Ma non è sufficiente per decidere come impostare le strategie in attesa del 2008. Normalmente alla fine dell’anno gli investitori si spostano sulle small cap che, in questo periodo, iniziano a correre. Con le Borse ancora alle prese con la crisi dei mutui americani subprime i numeri che arrivano dagli Stati Uniti, apparentemente, non aiutano a prendere
una decisione. L’indice S&P500 dal 19 luglio ha perso l’8,36% mentre il Russell 2000 (quello delle piccole imprese), nello stesso periodo ha lasciato per strada il 12,75%.
Stati Uniti L’indice Msci North America nell’ultima ottava ha guadagnato circa il 4%. L’esercizio preferito dagli economisti, anche nei giorni scorsi è stato quello di interpretare le dichiarazioni del presidente della Federal Reserve Ben Bernanke. Il numero uno della Banca centrale americana ha detto che bisogna capire se è più a rischio la crescita o l’inflazione. Secondo alcuni osservatori è il segnale di un nuovo taglio dei tassi di interesse in arrivo a dicembre.

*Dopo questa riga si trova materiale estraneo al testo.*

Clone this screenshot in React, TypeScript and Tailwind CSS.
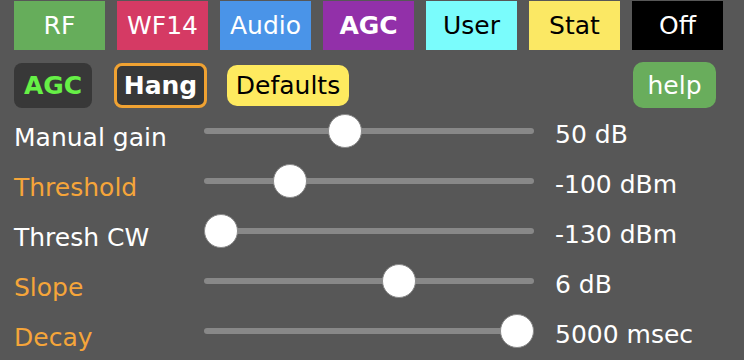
const tabs = [
  { label: 'RF', cls: 'bg-[#66ad5b] text-white' },
  { label: 'WF14', cls: 'bg-[#d53a64] text-white' },
  { label: 'Audio', cls: 'bg-[#4a94e8] text-white' },
  { label: 'AGC', cls: 'bg-[#9230a9] text-white font-bold' },
  { label: 'User', cls: 'bg-[#7afcfc] text-black' },
  { label: 'Stat', cls: 'bg-[#fbe864] text-black' },
  { label: 'Off', cls: 'bg-black text-white' },
]

const sliders = [
  { label: 'Manual gain', orange: false, pos: 0.42, value: '50 dB' },
  { label: 'Threshold', orange: true, pos: 0.233, value: '-100 dBm' },
  { label: 'Thresh CW', orange: false, pos: 0, value: '-130 dBm' },
  { label: 'Slope', orange: true, pos: 0.6, value: '6 dB' },
  { label: 'Decay', orange: true, pos: 1, value: '5000 msec' },
]

function Slider({ pos }: { pos: number }) {
  return (
    <div className="relative w-[330px] h-[34px] flex items-center">
      <div className="w-full h-[6px] rounded-full bg-[#888888]" />
      <div
        className="absolute top-0 w-[34px] h-[34px] rounded-full bg-white border-[1.5px] border-[#8a8a8a]"
        style={{ left: `${pos * 296}px` }}
      />
    </div>
  )
}

export default function App() {
  return (
    <div className="w-[744px] h-[360px] overflow-hidden bg-[#575757] font-['DejaVu_Sans',Verdana,sans-serif] text-[25px] leading-none">
      <div className="flex gap-[12px] pl-[14px] pt-[1px]">
        {tabs.map((t) => (
          <div key={t.label} className={`w-[91px] h-[49px] flex items-center justify-center ${t.cls}`}>
            {t.label}
          </div>
        ))}
      </div>

      <div className="flex items-center h-[46px] mt-[12px] pl-[14px] pr-[28px]">
        <div className="w-[78px] h-[45px] rounded-[8px] bg-[#383838] text-[#66f046] font-bold flex items-center justify-center">
          AGC
        </div>
        <div className="ml-[22px] w-[93px] h-[45px] rounded-[8px] bg-[#383838] border-[3px] border-[#f0a232] text-white font-bold flex items-center justify-center">
          Hang
        </div>
        <div className="ml-[20px] w-[122px] h-[41px] rounded-[10px] bg-[#feea5f] text-black flex items-center justify-center">
          Defaults
        </div>
        <div className="ml-auto w-[83px] h-[46px] rounded-[10px] bg-[#69ad5c] text-white flex items-center justify-center">
          help
        </div>
      </div>

      <div className="mt-[-2px]">
        {sliders.map((s) => (
          <div key={s.label} className="flex items-center h-[50px]">
            <div className={`w-[204px] pl-[14px] mt-[12px] ${s.orange ? 'text-[#f5a53a]' : 'text-white'}`}>
              {s.label}
            </div>
            <Slider pos={s.pos} />
            <div className="ml-[21px] mt-[6px] text-white">{s.value}</div>
          </div>
        ))}
      </div>
    </div>
  )
}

Le condizioni ci sarebbero. La frenata, dicono gli osservatori, rischia di diventare recessione, mentre il sistema finanziario Usa scricchiola. Banche e assicurazioni hanno dovuto svalutare asset per oltre 65 miliardi di dollari nel tentativo di compensare le perdite derivate dai subprime. Se la Fed saprà parare il colpo, dicono gli analisti, l’azionario continuerà ad essere un buon investimento.
Europa L’indice Msci del Vecchio continente nell’ultima settimana ha guadagnato il 4,5%. Anche da questa parte dell’Oceano tutti gli occhi sono puntati sui tassi di interesse. Secondo gli ultimi dati di Eurostat l’inflazione nei 13 Paesi di Eurolandia a novembre è salita al 3% rispetto al 2,6% di ottobre. Si tratta del balzo maggiore degli ultimi sei anni. L’indice sulla fiducia di imprenditori e consumatori, invece, è ai minimi degli ultimi 20 mesi. A questo punto la Bce si trova davanti a un dilemma: meglio mettere in pericolo la stabilità delle aziende e delle banche (e dei privati che hanno contratto un mutuo a tasso variabile) o sopportare un’inflazione più alta? Goldman Sachs sembra non avere dubbi e, in una lettera aperta al governatore Jean Claude Trichet, ha chiesto un taglio del costo del denaro che possa rilanciare i consumi. Anche nel Vecchio continente, intanto, si attendono con ansia le decisioni della Fed. Un taglio dell’America secondo gli analisti stabilizzerebbe la situazione anche da noi. E renderebbe più interessanti le azioni delle aziende europee.
Asia L’indice Msci della regione nelle ultime cinque sedute ha guadagnato il 4,2%. La speranza di un taglio da parte della Fed e di una frenata meno pesante dell’economia Usa ha fatto tornare gli investitori che hanno dato un po’ di respiro alle aziende dell’area e, di conseguenza, ai listini. A beneficiarne sono stati soprattutto i titoli delle materie prime e infrastrutture per le quali gli analisti sono tornati a ragionare in termini di domanda da parte dei Paesi emergenti. Difficile dire quanto durerà. Gli investitori hanno già dimostrato di essere molto volubili, soprattutto in un periodo di turbolenza come questo.
Discorso a parte, come sempre, per il Giappone. L’indice Msci del Paese nell’ultima settimana, ha guadagnato il 4,4%. E il Sol levante, secondo gli ultimi dati dell’ufficio nazionale di statistiche sta tornando a fare i conti con l’inflazione. L’indice dei prezzi al consumo a ottobre è salito dello 0,1% rispetto allo stesso mese del 2006, mentre la disoccupazione, dopo la crescita di settembre e agosto è rimasta stabile al 4%. Non è ancora chiaro se questo basterà alla banca centrale giapponese per decidere di alzare i tassi. Anche in questo caso molto dipenderà dalle notizie in arrivo dagli Stati Uniti.